Progressive Rollout Patterns for Production Safety
Five rollout patterns — internal-first, canary, percentage-based, segment-targeted, time-gated — with decision criteria for when to advance, pause, or abandon each.
TL;DR
- ▸Progressive rollout is not a single pattern — it is a family of five patterns, each suited to different risk profiles and traffic characteristics.
- ▸Internal-first is the cheapest risk check: get your own team to experience the change before any customer does.
- ▸Canary and percentage-based are most common for web products. Segment-targeted is for enterprise or compliance-sensitive changes. Time-gated is for infrastructure.
- ▸Define expansion criteria before the rollout starts. The decision to move from 10% to 50% should not be intuition — it should be a metric threshold.
Five Rollout Patterns
| Pattern | Who sees it first | Best for |
|---|---|---|
| Internal-first | Employees / team members | Any change with observable UX impact |
| Canary | Small random sample (1–5%) | High-traffic changes, error rate monitoring |
| Percentage-based | Growing random sample (10% → 50% → 100%) | A/B experiments, gradual exposure |
| Segment-targeted | Specific user segments (enterprise, beta) | Compliance-sensitive, high-value accounts |
| Time-gated | All users, at a scheduled time | Infrastructure changes, scheduled migrations |
1.Internal-First
Show the change to employees and internal users before any customer sees it. This is the cheapest risk check available — people who understand the product and can articulate what is wrong. Internal-first does not replace statistical testing, but it catches obvious regressions, visual bugs, and performance problems that would otherwise affect customers first.
No critical bugs reported after 24–48 hours of internal use.
Bug reports or confusion from internal users that suggests the change is not ready.
2.Canary
Expose 1–5% of traffic to the change and monitor error rates, latency, and key guardrail metrics. The canary phase is not about statistical significance — it is about catching production failures that do not appear in staging. A canary that runs for 1–2 hours with clean metrics is a signal to expand; an error spike is a signal to roll back immediately.
Error rate and latency within normal range for 2+ hours. No guardrail alerts.
Error rate increase or p99 latency spike in the canary cohort.
3.Percentage-Based
Grow the treatment cohort in stages: 10% → 25% → 50% → 100%. Each expansion checkpoint is a decision point: does the evidence at the current percentage warrant expansion? This pattern is the foundation of A/B testing and is the most common rollout pattern for product changes on web applications.
Primary metric trending positive and no guardrail degradation at current percentage for defined window.
Guardrail degradation or conflicting signals between primary and secondary metrics.
4.Segment-Targeted
Release to specific user segments before general availability: beta users, enterprise accounts, users in a specific region, or opted-in early access members. Segment-targeted rollouts are valuable when the change has compliance implications, when specific customers have been promised early access, or when the change needs to be validated with high-value accounts before general release.

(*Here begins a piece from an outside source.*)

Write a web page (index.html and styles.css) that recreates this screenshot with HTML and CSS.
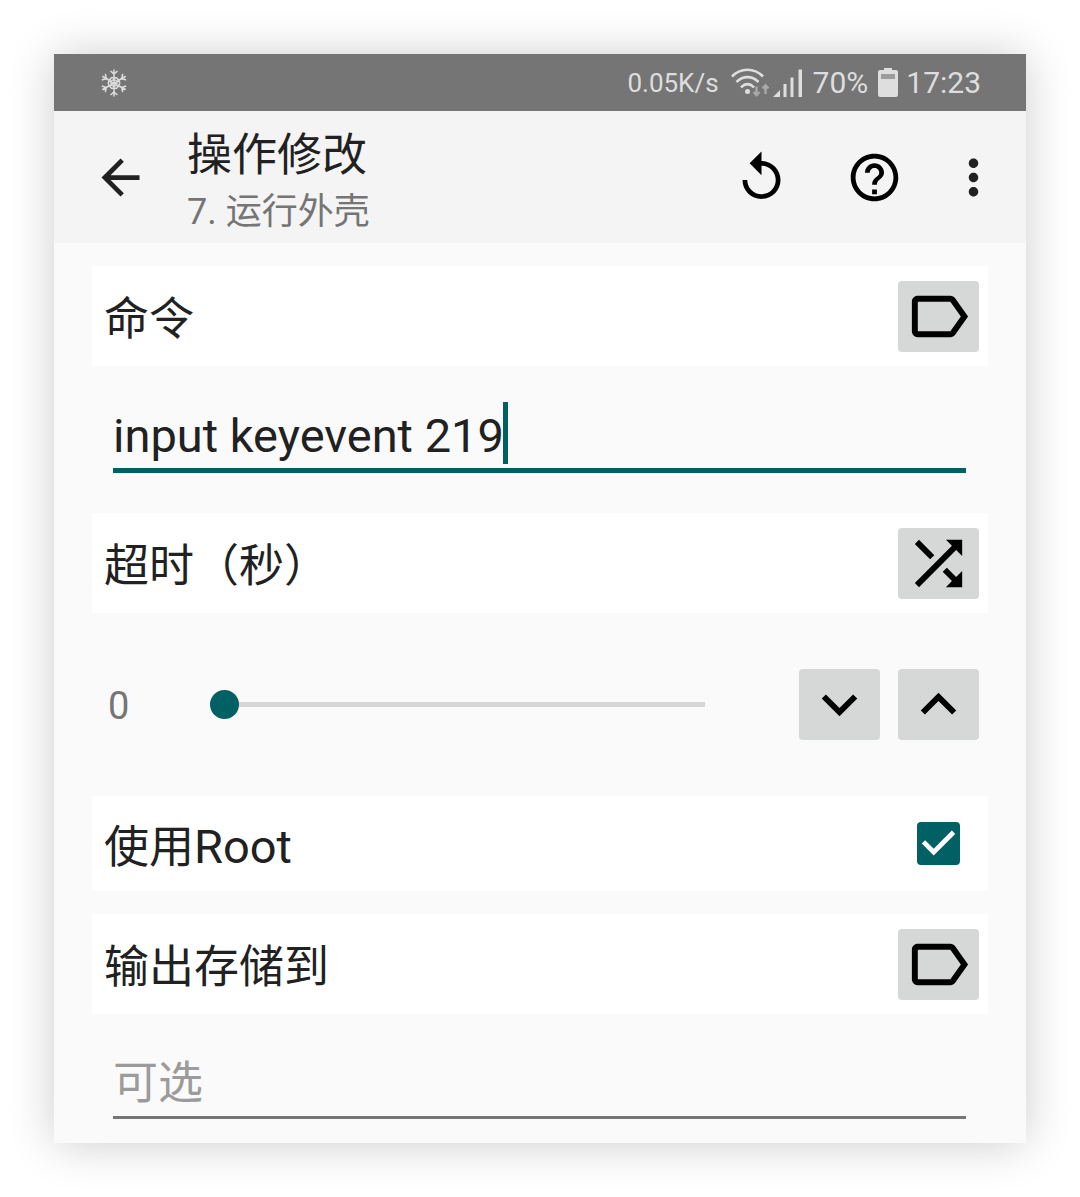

Segment feedback is positive and no critical issues reported within defined window.
Key account feedback indicates issues or the change does not meet the segment's requirements.
5.Time-Gated
Schedule the full rollout for a specific time — after a maintenance window, on a Monday morning, or after a major event has passed. Time-gating is appropriate when the change affects infrastructure, databases, or shared resources where the rollout itself must be coordinated with operations. The flag enables scheduling the change without deploying at that moment.
Scheduled time arrives, no active incidents, on-call team available.
Active incident or on-call unavailability at the scheduled time.
Expansion Criteria
Expansion criteria are the pre-committed thresholds that determine when to advance, pause, or abandon a rollout. Without them, expansion decisions are made on intuition — which tends to be optimistic.
Example expansion criteria template
FAQ
Do I need all five patterns?
No. Most product teams use percentage-based for A/B experiments and internal-first as a sanity check. Canary is valuable for high-traffic services. Segment-targeted becomes important at enterprise scale. Time-gated is for infrastructure. Start with the two you need most.
What is the right percentage for each expansion checkpoint?
The right checkpoints depend on your traffic volume and the sensitivity of your metrics. Common defaults: 1% (canary) → 10% (early signal) → 25–50% (statistically meaningful) → 100% (full release). The key is that each checkpoint has a defined observation window and explicit criteria.
Can I combine patterns?
Yes. A typical rollout might be: internal-first (employees) → segment-targeted (beta users) → percentage-based (5% → 25% → 100%). Combinations are common for high-stakes releases.